### Data excerpt

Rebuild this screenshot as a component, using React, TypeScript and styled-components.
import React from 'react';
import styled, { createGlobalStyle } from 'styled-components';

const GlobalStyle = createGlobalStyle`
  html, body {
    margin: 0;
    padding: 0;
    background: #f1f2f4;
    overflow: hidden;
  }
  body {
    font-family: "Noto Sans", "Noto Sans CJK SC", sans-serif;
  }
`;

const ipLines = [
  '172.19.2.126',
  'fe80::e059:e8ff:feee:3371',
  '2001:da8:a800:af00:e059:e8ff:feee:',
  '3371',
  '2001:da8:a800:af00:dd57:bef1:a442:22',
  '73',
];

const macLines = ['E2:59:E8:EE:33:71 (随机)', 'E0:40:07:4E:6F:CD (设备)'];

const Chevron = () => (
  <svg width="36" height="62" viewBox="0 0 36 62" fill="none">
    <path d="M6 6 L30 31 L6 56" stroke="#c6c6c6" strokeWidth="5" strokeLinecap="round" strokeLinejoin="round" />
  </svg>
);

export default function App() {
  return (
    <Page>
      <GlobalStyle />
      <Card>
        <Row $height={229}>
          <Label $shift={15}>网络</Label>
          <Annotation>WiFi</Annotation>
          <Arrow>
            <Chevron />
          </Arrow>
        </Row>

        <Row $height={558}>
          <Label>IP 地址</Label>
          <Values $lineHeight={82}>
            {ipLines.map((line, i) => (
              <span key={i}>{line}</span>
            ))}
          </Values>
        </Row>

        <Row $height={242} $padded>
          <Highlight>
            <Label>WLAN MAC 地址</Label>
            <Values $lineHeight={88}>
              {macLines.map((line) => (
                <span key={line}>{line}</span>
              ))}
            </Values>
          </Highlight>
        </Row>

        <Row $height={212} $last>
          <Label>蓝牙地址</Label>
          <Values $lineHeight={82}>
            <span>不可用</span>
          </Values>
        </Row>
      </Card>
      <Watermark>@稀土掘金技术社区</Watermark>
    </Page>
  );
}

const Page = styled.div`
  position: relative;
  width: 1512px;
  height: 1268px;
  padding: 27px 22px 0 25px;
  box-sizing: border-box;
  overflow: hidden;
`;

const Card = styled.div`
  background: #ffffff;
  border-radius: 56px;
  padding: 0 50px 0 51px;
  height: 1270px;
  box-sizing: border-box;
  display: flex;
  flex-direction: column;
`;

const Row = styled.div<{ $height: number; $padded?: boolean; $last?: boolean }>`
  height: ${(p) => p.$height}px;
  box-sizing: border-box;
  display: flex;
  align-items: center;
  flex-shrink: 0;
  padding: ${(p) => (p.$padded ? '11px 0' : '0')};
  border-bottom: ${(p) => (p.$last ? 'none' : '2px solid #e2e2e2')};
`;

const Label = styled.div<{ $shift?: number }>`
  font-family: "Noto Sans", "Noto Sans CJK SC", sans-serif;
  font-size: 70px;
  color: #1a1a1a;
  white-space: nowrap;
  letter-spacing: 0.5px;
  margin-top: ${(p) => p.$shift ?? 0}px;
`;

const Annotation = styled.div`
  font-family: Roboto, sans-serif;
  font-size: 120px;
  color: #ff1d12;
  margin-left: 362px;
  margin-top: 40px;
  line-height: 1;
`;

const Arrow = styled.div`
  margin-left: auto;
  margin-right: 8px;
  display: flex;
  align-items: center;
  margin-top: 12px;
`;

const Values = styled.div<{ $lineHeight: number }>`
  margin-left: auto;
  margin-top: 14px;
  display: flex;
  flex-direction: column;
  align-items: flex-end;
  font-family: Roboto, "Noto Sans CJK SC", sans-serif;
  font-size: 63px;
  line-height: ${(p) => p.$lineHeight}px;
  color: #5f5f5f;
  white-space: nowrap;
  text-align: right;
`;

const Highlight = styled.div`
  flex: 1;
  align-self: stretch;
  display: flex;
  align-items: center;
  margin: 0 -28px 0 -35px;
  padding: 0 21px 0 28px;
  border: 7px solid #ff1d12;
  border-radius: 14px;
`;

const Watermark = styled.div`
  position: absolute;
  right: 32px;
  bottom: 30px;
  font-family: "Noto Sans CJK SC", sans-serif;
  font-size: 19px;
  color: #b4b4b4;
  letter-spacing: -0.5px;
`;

### What to work on
Determine how many lines of this listing contain "React", and give only the number.

### Finished task
2